There are days, as a teacher, that I come home and wonder what the heck I'm doing. I'm not really making a difference. I can't. There's too much I'm up against. I try to help these kids, but any good effect I can have on them is erased as soon as they go home. Please don't misunderstand: I'm not saying that I'm all good and the parents are all bad. And there are many parents who really do support their child's education and well-being. But since my class is comprised of "at-risk" students, I don't interact with those supportive parents much. You'd think that the home environments of many of these kids would be enough for
someone to do
something. I wish I could say to them,
do you see what you are doing? Do you even care that your child is dirty, always comes to school hungry, never gets a good night's sleep, doesn't wear a coat when it's cold even though they had one in their bookbag last week?
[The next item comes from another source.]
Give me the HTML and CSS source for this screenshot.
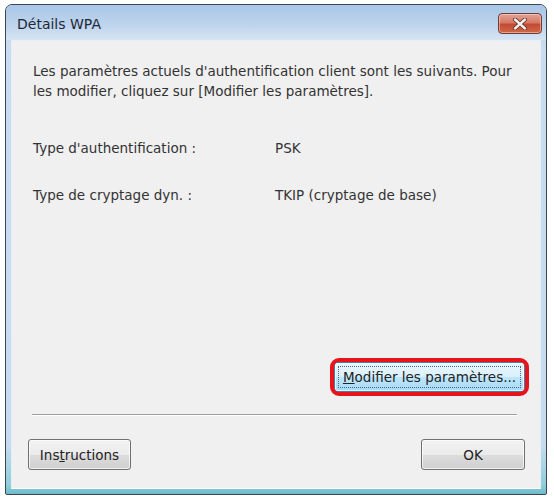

If poverty means having a huge TV or video games to keep your child out of your hair but not enough money to buy them clothes that fit, then I don't understand it and I don't want to accept it. I've been reading a book by Beth Moore about insecurity, and the current chapter talks about having a passion, something that keeps us striving toward a goal outside of ourselves so that we don't become so wrapped up in our own lives. And I was thinking that my passion could be these kids, the ones in my class that just need love and attention. But even if I give them my love and attention, is that enough? Can it still be my passion when I get so frustrated with the parent who consistently puts her child in danger by staying with an abusive spouse? What kind of change can I make when I'm fighting against a mom who is with her 4th live-in boyfriend and having her 5th child?
And then. It hit me.
I can't. Only God can.
All I can do is pray that God will use me to perform a miracle in their lives.
All I can do is hug my students, ask them about how their morning was.
All I can do is put Band-Aids on his boo-boos, give him clean socks, and love him.
Jesus does the rest.
Lord, have mercy on these little hearts.